We created this package to provide our readers an opportunity to jump into R however they see fit.

  1. Mass installation of all the packages used in the book
  2. Reproducible code for the walkthroughs
  3. Access to the data used in each of the walkthroughs
  4. The dataedu theme and color palette for reuse

Mass Installation of Packages

We strived to use packages that we use in our daily work when creating the walkthroughs in the book. Because we covered a variety of subjects, that means we used a lot of packages!

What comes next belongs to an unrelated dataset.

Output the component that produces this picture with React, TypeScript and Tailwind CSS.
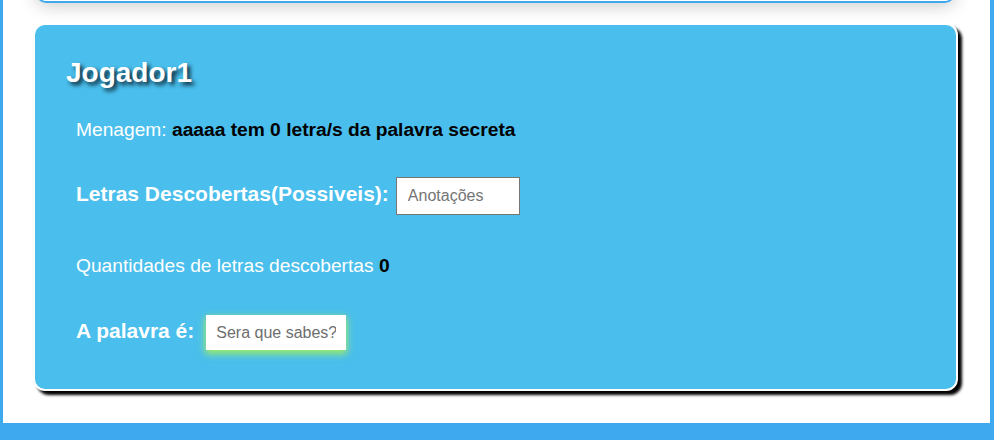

As described in the Foundational Skills chapter, you can install the packages individually as they suit your needs.

However, if you want to get started quickly and download all the packages at once, please use install_dataedu().

dataedu::install_dataedu()

To see the packages used in the book, run:

dataedu::dataedu_packages
#>  [1] "apaTables"   "caret"       "dummies"     "e1071"       "ggraph"     
#>  [6] "here"        "janitor"     "lme4"        "lubridate"   "performance"
#> [11] "ranger"      "readxl"      "rtweet"      "randomNames" "sjPlot"     
#> [16] "textdata"    "tidygraph"   "tidylog"     "tidyverse"   "tidytext"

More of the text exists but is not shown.